* _PROBLEM TO SOLVE_: From the listing below, extract every line containing "index".
---- LISTED ENTRIES
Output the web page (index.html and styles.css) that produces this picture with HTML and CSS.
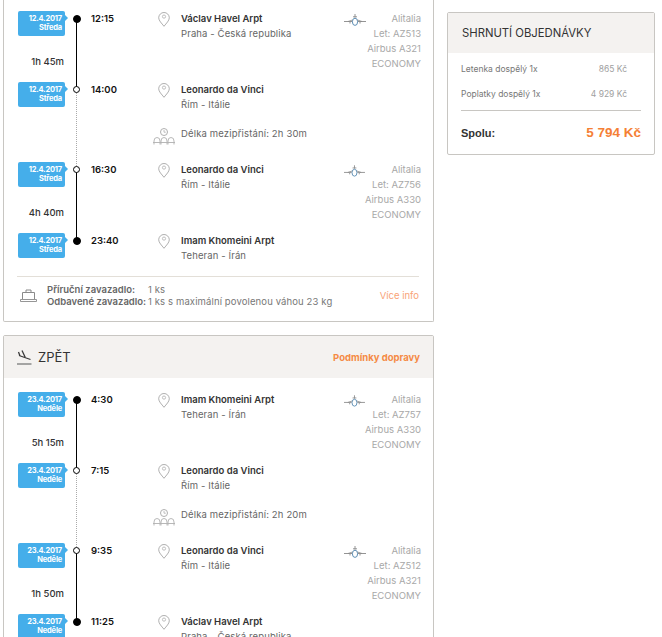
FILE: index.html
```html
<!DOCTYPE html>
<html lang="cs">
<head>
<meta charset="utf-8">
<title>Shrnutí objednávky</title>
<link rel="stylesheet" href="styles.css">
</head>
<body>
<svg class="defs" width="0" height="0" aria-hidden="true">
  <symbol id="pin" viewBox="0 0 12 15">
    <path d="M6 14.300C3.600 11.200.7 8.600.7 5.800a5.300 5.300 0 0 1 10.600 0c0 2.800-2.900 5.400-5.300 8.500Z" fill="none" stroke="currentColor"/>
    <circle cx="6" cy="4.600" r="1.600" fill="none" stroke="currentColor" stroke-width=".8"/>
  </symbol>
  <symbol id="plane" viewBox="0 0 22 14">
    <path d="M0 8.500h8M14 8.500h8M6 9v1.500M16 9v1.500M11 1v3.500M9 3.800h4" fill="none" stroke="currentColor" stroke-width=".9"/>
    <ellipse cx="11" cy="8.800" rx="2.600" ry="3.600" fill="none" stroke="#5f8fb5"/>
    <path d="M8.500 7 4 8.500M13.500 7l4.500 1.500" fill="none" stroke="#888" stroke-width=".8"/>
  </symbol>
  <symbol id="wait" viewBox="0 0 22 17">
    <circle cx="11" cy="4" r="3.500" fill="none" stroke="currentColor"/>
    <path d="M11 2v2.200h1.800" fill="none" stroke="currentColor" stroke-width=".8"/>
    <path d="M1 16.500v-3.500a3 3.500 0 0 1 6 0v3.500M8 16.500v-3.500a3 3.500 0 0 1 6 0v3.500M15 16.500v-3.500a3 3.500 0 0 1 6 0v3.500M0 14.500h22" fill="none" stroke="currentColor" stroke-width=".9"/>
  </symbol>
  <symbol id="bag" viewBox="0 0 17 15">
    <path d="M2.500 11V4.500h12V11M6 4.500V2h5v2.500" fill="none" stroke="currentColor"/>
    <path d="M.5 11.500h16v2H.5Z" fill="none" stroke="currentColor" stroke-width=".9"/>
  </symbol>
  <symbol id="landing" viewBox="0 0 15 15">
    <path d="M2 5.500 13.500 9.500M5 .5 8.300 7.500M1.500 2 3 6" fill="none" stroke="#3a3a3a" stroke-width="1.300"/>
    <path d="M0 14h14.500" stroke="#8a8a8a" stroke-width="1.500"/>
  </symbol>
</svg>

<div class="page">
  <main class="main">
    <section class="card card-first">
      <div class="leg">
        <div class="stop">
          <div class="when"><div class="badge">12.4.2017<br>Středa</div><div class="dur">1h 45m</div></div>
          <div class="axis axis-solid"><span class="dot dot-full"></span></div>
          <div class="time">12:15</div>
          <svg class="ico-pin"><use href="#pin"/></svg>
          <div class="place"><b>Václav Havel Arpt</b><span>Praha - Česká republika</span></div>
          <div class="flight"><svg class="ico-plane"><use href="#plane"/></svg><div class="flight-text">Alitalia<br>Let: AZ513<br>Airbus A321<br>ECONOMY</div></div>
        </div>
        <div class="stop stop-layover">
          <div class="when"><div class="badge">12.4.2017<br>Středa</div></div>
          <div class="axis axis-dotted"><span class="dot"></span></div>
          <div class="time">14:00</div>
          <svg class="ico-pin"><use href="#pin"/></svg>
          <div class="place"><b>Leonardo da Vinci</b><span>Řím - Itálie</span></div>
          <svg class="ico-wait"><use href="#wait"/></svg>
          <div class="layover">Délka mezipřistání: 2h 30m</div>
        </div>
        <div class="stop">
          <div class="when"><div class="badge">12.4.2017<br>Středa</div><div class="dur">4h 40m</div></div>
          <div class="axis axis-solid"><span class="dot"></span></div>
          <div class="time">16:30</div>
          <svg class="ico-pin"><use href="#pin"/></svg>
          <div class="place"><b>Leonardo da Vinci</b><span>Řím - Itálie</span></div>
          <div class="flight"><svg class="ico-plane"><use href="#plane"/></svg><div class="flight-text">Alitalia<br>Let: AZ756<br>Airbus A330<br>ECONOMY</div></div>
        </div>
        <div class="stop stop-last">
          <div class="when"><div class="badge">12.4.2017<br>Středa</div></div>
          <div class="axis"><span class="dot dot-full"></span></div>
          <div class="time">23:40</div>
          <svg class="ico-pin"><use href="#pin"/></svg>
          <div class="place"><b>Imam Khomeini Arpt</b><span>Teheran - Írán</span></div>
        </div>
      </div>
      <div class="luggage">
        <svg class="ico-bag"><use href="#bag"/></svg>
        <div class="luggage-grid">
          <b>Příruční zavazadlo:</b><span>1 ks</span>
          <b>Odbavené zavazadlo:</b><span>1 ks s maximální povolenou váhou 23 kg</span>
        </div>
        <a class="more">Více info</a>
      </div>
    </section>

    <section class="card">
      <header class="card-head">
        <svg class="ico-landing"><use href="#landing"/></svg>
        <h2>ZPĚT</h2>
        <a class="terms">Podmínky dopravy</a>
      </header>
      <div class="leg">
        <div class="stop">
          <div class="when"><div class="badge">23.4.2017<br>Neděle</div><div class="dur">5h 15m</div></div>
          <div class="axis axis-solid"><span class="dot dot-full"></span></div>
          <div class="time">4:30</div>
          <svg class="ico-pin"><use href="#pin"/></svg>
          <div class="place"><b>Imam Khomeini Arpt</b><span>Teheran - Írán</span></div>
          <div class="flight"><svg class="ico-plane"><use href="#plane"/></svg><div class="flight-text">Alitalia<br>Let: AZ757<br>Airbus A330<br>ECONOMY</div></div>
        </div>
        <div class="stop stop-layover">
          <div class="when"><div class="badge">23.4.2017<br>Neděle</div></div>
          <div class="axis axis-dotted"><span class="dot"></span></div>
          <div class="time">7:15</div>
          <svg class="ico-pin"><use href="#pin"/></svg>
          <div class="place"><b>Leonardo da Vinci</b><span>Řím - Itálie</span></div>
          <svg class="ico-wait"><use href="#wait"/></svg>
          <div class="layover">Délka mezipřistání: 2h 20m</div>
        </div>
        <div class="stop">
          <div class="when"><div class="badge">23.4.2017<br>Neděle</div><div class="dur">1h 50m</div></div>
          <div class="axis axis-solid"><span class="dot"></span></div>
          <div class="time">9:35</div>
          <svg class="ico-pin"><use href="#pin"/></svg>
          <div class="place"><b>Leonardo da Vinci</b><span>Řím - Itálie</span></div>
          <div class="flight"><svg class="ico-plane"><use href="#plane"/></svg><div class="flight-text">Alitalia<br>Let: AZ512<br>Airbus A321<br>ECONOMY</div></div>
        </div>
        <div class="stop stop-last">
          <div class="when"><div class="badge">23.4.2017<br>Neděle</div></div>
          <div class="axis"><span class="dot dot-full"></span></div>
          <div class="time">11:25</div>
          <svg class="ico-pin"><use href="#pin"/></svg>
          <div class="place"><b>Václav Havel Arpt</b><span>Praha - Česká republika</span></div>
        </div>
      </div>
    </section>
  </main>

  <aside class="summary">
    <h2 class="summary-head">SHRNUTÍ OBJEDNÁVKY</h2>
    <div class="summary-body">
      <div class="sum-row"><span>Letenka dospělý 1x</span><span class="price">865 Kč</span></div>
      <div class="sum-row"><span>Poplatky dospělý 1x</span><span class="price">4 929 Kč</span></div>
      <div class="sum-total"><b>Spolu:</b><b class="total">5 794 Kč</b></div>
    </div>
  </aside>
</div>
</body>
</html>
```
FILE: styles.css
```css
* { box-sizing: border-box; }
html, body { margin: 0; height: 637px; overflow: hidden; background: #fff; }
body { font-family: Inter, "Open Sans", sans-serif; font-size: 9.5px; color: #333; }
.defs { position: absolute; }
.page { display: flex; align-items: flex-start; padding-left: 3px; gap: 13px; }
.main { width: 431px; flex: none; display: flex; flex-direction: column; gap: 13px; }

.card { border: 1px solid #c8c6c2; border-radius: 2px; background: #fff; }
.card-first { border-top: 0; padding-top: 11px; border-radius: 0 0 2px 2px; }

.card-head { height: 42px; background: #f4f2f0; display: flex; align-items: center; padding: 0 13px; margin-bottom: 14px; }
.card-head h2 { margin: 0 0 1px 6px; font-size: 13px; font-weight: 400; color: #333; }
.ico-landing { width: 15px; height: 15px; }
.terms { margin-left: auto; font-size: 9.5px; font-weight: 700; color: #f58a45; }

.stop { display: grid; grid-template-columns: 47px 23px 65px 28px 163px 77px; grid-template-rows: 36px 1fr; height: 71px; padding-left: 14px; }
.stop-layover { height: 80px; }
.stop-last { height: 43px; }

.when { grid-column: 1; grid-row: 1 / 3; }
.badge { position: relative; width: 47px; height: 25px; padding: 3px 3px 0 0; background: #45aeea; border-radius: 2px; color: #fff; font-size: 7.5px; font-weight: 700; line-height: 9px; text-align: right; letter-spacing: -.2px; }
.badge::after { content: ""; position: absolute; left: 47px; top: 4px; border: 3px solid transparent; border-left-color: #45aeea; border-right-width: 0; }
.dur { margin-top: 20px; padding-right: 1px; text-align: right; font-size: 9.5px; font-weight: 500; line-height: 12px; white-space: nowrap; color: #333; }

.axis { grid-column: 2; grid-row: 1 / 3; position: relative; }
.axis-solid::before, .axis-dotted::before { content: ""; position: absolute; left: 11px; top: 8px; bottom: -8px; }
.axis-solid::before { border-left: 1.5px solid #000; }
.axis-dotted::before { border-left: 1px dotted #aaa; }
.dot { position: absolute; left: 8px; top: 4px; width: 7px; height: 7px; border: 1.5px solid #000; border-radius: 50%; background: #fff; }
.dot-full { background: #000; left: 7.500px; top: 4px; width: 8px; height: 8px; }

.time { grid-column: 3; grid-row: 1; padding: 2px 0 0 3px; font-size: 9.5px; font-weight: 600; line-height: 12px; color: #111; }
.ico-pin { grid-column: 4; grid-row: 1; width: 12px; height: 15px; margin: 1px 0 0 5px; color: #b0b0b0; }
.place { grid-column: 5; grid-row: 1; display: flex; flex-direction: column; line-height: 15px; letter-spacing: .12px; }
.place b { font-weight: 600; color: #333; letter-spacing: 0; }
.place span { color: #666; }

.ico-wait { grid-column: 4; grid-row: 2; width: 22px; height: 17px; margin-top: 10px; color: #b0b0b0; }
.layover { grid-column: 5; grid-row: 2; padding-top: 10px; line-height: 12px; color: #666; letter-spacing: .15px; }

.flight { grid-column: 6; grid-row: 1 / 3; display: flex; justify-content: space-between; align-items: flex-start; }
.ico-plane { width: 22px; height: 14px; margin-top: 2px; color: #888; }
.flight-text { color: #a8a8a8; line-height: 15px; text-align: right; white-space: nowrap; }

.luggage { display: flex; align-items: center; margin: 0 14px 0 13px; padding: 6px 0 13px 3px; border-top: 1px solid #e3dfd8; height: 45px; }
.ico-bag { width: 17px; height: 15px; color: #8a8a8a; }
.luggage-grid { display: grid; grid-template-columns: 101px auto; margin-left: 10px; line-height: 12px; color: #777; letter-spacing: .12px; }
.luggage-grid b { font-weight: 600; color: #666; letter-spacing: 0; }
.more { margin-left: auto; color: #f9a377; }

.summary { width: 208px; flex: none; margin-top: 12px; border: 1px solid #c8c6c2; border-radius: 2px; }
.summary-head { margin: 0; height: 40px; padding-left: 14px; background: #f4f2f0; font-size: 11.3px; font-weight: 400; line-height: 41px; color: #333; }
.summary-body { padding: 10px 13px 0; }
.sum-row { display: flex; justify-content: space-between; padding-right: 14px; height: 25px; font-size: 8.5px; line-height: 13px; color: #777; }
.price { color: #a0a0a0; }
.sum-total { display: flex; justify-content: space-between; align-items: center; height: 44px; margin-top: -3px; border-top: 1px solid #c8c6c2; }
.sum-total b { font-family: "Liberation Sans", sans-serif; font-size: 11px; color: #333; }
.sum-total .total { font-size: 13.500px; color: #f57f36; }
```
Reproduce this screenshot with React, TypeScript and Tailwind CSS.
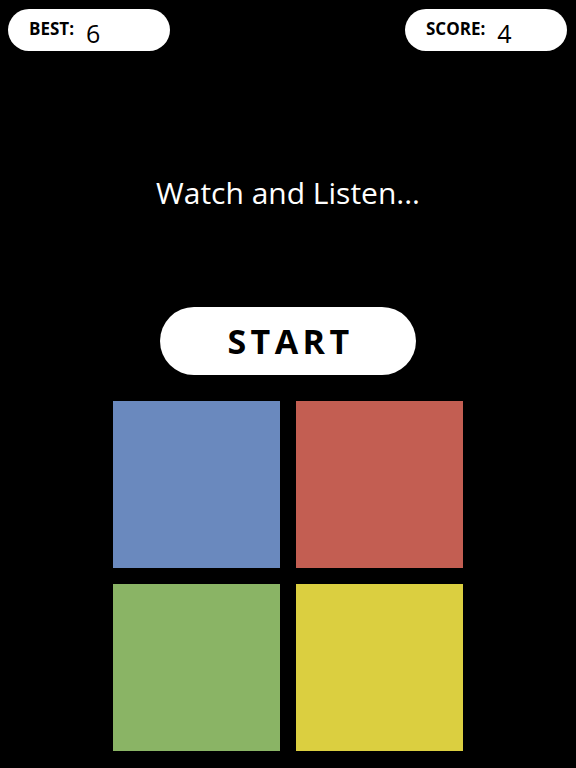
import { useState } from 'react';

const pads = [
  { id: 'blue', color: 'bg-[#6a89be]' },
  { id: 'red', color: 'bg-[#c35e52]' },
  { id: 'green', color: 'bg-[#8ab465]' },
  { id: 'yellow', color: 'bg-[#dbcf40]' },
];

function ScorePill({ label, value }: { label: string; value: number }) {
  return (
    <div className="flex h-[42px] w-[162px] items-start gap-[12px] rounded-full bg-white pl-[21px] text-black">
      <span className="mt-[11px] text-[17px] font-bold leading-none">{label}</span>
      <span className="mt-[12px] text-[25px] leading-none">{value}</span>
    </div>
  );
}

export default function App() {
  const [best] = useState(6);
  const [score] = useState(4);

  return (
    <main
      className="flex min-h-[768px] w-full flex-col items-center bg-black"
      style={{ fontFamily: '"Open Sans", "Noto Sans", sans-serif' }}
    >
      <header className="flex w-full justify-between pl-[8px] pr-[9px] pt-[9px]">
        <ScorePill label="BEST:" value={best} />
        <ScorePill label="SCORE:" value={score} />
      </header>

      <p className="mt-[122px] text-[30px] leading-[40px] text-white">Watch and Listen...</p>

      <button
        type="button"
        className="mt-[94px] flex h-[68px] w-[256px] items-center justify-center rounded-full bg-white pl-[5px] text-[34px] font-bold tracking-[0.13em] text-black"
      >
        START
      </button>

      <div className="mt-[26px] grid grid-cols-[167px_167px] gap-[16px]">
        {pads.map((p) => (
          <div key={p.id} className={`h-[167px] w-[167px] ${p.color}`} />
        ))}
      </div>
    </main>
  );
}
--------
* _COMPLETED EXERCISE_:
Output the web page (index.html and styles.css) that produces this picture with HTML and CSS.
FILE: index.html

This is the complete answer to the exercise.